Engineers say the levee failures were probably not caused by isolated design or construction decisions for a few floodwalls, but almost certainly stem from broader flaws in the organizations that built and maintain the system.
. "In my view, in the case of 17th Street, London Avenue and even the Industrial Canal floodwalls, fundamentally what we are looking at is a failure focused on the institutional side," said Robert Bea, a geotechnical engineer at the University of California at Berkeley, who is on the National Science Foundation team and has studied the institutional role in hundreds of engineering failures.
. "Most failures are tied up in this institutional, organizational side. In the case of the levees, for example, we've had no unified authority with respect to the life cycle of the system," he said, noting that the Corps of Engineers was nominally overseeing levees along with state and local agencies and dozens of private firms.
. Unfamiliar spotlight
. The corps accepted the designs and construction work on the walls and was in charge of quality control, so investigators have begun to put the corps' decision-making processes under the microscope.
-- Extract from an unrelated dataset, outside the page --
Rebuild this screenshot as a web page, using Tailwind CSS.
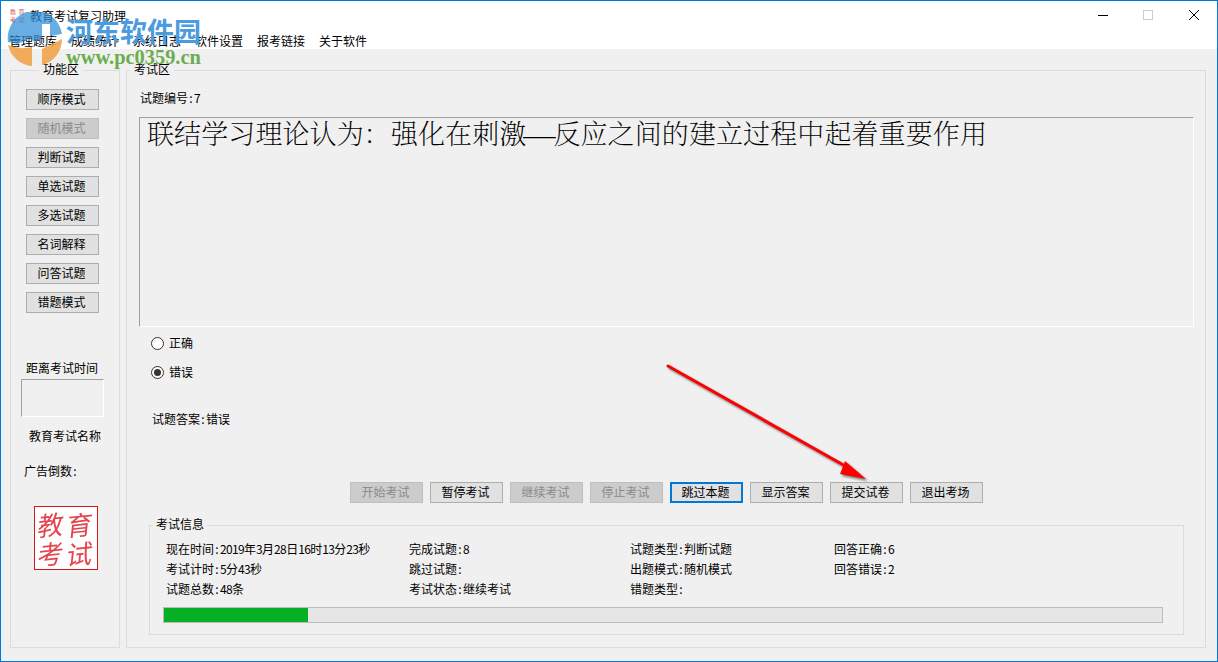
<!DOCTYPE html>
<html lang="zh"><head><meta charset="utf-8"><script src="https://cdn.jsdelivr.net/npm/@tailwindcss/browser@4"></script></head>
<body class="m-0 overflow-hidden bg-[#f0f0f0]">
<div class="relative w-[1218px] h-[662px] border border-[#0078d7] bg-[#f0f0f0] flex flex-col text-[12px] leading-[16px] text-black font-['Noto_Sans_CJK_SC',sans-serif] overflow-hidden">
  <header class="h-[48px] bg-white shrink-0 flex flex-col">
    <div class="h-[28px] flex items-center pl-[29px] pt-[2px]">
      <span>教育考试复习助理</span>
      <div class="ml-auto flex items-center">
        <svg class="w-[46px] h-[16px]" viewBox="0 0 46 16"><path d="M19 7.5h10" stroke="#000" stroke-width="1"/></svg>
        <svg class="w-[46px] h-[16px]" viewBox="0 0 46 16"><rect x="18.5" y="2.5" width="9" height="9" fill="none" stroke="#ccc"/></svg>
        <svg class="w-[46px] h-[16px]" viewBox="0 0 46 16"><path d="M18 2l10 10M28 2L18 12" stroke="#000" fill="none"/></svg>
      </div>
    </div>
    <nav class="flex gap-[14px] pl-[8px] pt-[4px]"><span>管理题库</span><span>成绩统计</span><span>系统日志</span><span>软件设置</span><span>报考链接</span><span>关于软件</span></nav>
  </header>
  <main class="flex gap-[6px] pl-[9px] pt-[21px] h-[598px]">
    <section class="relative w-[110px] h-[578px] border border-[#dcdcdc] flex flex-col items-start pt-[18px]">
      <span class="absolute left-[28px] -top-[10px] bg-[#f0f0f0] px-[4px]">功能区</span>
      <div class="flex flex-col gap-[8px] ml-[15px]">
        <button class="w-[73px] h-[21px] pb-[2px] pr-[2px] bg-[#e1e1e1] border border-[#adadad]">顺序模式</button>
        <button class="w-[73px] h-[21px] pb-[2px] pr-[2px] bg-[#cccccc] border border-[#bfbfbf] text-[#8a8a8a]">随机模式</button>
        <button class="w-[73px] h-[21px] pb-[2px] pr-[2px] bg-[#e1e1e1] border border-[#adadad]">判断试题</button>
        <button class="w-[73px] h-[21px] pb-[2px] pr-[2px] bg-[#e1e1e1] border border-[#adadad]">单选试题</button>
        <button class="w-[73px] h-[21px] pb-[2px] pr-[2px] bg-[#e1e1e1] border border-[#adadad]">多选试题</button>
        <button class="w-[73px] h-[21px] pb-[2px] pr-[2px] bg-[#e1e1e1] border border-[#adadad]">名词解释</button>
        <button class="w-[73px] h-[21px] pb-[2px] pr-[2px] bg-[#e1e1e1] border border-[#adadad]">问答试题</button>
        <button class="w-[73px] h-[21px] pb-[2px] pr-[2px] bg-[#e1e1e1] border border-[#adadad]">错题模式</button>
      </div>
      <div class="mt-[47px] ml-[15px]">距离考试时间</div>
      <div class="mt-[3px] ml-[10px] w-[83px] h-[38px] border border-t-[#a0a0a0] border-l-[#a0a0a0] border-r-white border-b-white"></div>
      <div class="mt-[11px] ml-[18px]">教育考试名称</div>
      <div class="mt-[19px] ml-[13px]">广告倒数<span class="inline-block w-[6px] text-center">:</span></div>
      <div class="mt-[27px] ml-[23px] w-[64px] h-[64px] border border-[#d01818] bg-white grid grid-cols-2 place-items-center p-[2px] text-[#e4444e] text-[26px] leading-[29px] font-['Noto_Sans_CJK_SC',serif] blur-[0.5px]"><span class="-skew-x-12 -rotate-6">教</span><span class="-skew-x-12 -rotate-6">育</span><span class="-skew-x-12 -rotate-6">考</span><span class="-skew-x-12 -rotate-6">试</span></div>
    </section>
    <section class="relative w-[1080px] h-[578px] border border-[#dcdcdc]">
      <span class="absolute left-[3px] -top-[10px] bg-[#f0f0f0] px-[4px]">考试区</span>
      <div class="absolute left-[13px] top-[19px]">试题编号<span class="inline-block w-[6px] text-center">:</span><span>7</span></div>
      <div class="absolute left-[12px] top-[46px] w-[1055px] h-[210px] border border-t-[#a0a0a0] border-l-[#a0a0a0] border-r-white border-b-white pl-[7px] text-[27px] tracking-[0.1px] leading-[30px] whitespace-nowrap font-extralight font-['Noto_Serif_CJK_SC','Noto_Sans_CJK_SC',serif]">联结学习理论认为：强化在刺激<span class="inline-block w-[27px] text-center scale-x-[1.2] font-['Liberation_Serif',serif]">—</span>反应之间的建立过程中起着重要作用</div>
      <label class="absolute left-[24px] top-[264px] flex items-center gap-[5px]"><span class="w-[13px] h-[13px] rounded-full border border-[#333] bg-white"></span>正确</label>
      <label class="absolute left-[24px] top-[293px] flex items-center gap-[5px]"><span class="w-[13px] h-[13px] rounded-full border border-[#333] bg-white flex items-center justify-center"><span class="w-[7px] h-[7px] rounded-full bg-[#333]"></span></span>错误</label>
      <div class="absolute left-[25px] top-[340px]">试题答案<span class="inline-block w-[6px] text-center">:</span>错误</div>
      <div class="absolute left-[223px] top-[411px] flex gap-[7px]">
        <button class="w-[73px] h-[21px] pb-[2px] pr-[2px] bg-[#cccccc] border border-[#bfbfbf] text-[#8a8a8a]">开始考试</button>
        <button class="w-[73px] h-[21px] pb-[2px] pr-[2px] bg-[#e1e1e1] border border-[#adadad]">暂停考试</button>
        <button class="w-[73px] h-[21px] pb-[2px] pr-[2px] bg-[#cccccc] border border-[#bfbfbf] text-[#8a8a8a]">继续考试</button>
        <button class="w-[73px] h-[21px] pb-[2px] pr-[2px] bg-[#cccccc] border border-[#bfbfbf] text-[#8a8a8a]">停止考试</button>
        <button class="w-[73px] h-[21px] pb-[2px] pr-[2px] bg-[#e1e1e1] border-2 border-[#0078d7]">跳过本题</button>
        <button class="w-[73px] h-[21px] pb-[2px] pr-[2px] bg-[#e1e1e1] border border-[#adadad]">显示答案</button>
        <button class="w-[73px] h-[21px] pb-[2px] pr-[2px] bg-[#e1e1e1] border border-[#adadad]">提交试卷</button>
        <button class="w-[73px] h-[21px] pb-[2px] pr-[2px] bg-[#e1e1e1] border border-[#adadad]">退出考场</button>
      </div>
      <div class="absolute left-[22px] top-[454px] w-[1035px] h-[110px] border border-[#dcdcdc]">
        <span class="absolute left-[3px] -top-[10px] bg-[#f0f0f0] px-[3px]">考试信息</span>
        <div class="absolute left-[16px] top-[13px] leading-[20px] whitespace-nowrap">
          <div>现在时间<span class="inline-block w-[6px] text-center">:</span><span class="tracking-[-0.65px]">2019</span>年<span class="tracking-[-0.65px]">3</span>月<span class="tracking-[-0.65px]">28</span>日<span class="tracking-[-0.65px]">16</span>时<span class="tracking-[-0.65px]">13</span>分<span class="tracking-[-0.65px]">23</span>秒</div>
          <div>考试计时<span class="inline-block w-[6px] text-center">:</span><span class="tracking-[-0.65px]">5</span>分<span class="tracking-[-0.65px]">43</span>秒</div>
          <div>试题总数<span class="inline-block w-[6px] text-center">:</span><span class="tracking-[-0.65px]">48</span>条</div>
        </div>
        <div class="absolute left-[259px] top-[13px] leading-[20px] whitespace-nowrap">
          <div>完成试题<span class="inline-block w-[6px] text-center">:</span><span>8</span></div>
          <div>跳过试题<span class="inline-block w-[6px] text-center">:</span></div>
          <div>考试状态<span class="inline-block w-[6px] text-center">:</span>继续考试</div>
        </div>
        <div class="absolute left-[480px] top-[13px] leading-[20px] whitespace-nowrap">
          <div>试题类型<span class="inline-block w-[6px] text-center">:</span>判断试题</div>
          <div>出题模式<span class="inline-block w-[6px] text-center">:</span>随机模式</div>
          <div>错题类型<span class="inline-block w-[6px] text-center">:</span></div>
        </div>
        <div class="absolute left-[684px] top-[13px] leading-[20px] whitespace-nowrap">
          <div>回答正确<span class="inline-block w-[6px] text-center">:</span><span>6</span></div>
          <div>回答错误<span class="inline-block w-[6px] text-center">:</span><span>2</span></div>
        </div>
        <div class="absolute left-[13px] top-[81px] w-[1000px] h-[16px] border border-[#bcbcbc] bg-[#e6e6e6]"><div class="h-full bg-[#06b025] w-[144px]"></div></div>
      </div>
    </section>
  </main>
  <div class="absolute left-[9px] top-[7px] grid grid-cols-2 gap-x-[2px] w-[15px] text-[6px] leading-[8px] text-[#e0505a]"><span>教</span><span>育</span><span>考</span><span>试</span></div>
  <svg class="absolute left-[5px] top-[11px]" width="60" height="56" viewBox="0 0 60 56">
    <path d="M2 30A27 27 0 0 1 56 22L44 24V12H36V26L29 30L24 26L12 32z" fill="#2f8fd8" opacity=".72"/>
    <path d="M2 33Q14 38 26 35V54A27 27 0 0 1 2 33z" fill="#f2a24a" opacity=".9"/>
    <path d="M36 37L56 27A27 27 0 0 1 36 53z" fill="#f2a24a" opacity=".9"/>
  </svg>
  <div class="absolute left-[65px] top-[12px] text-[#4a9be0] text-[27px] leading-[36px] font-bold whitespace-nowrap">河东软件园</div>
  <div class="absolute left-[65px] top-[46px] text-[#6aad4e] text-[20.4px] leading-[20px] font-bold font-['Liberation_Serif',serif] whitespace-nowrap">www.pc0359.cn</div>
  <svg class="absolute left-[660px] top-[358px] drop-shadow-[2px_2px_1px_rgba(0,0,0,0.5)]" width="220" height="130" viewBox="0 0 220 130">
    <path d="M7 7L186 108" stroke="#f00" stroke-width="3" stroke-linecap="round"/>
    <path d="M205 120L184 102L179 115z" fill="#f00"/>
  </svg>
</div>
</body></html>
. An insular agency accustomed to doing things its own way, the corps is for the first time finding its basic engineering capacities -- the core of its mission -- questioned. Some New Orleans residents wonder whether the agency that oversaw a seriously flawed levee system can be trusted to rebuild it in the short run and strengthen it in the long term.
. "There's no way I want to ever live in a place where I have to depend for my safety and the safety of my property on the actions and activities of the Corps of Engineers," said Gus Cantrell, a retired civil engineer whose house was wrecked by a breach in the London Avenue Canal. "I know a lot of those guys on the corps. I am a member of the ASCE (American Society of Civil Engineers) and serve on many committees with them. They have some responsibility here. They destroyed the city. They did not in my opinion do the job as it needed to be done."
And now guess who's investigating the performance of the Corps. Yep, that's right, the Corps. Tidy, huh?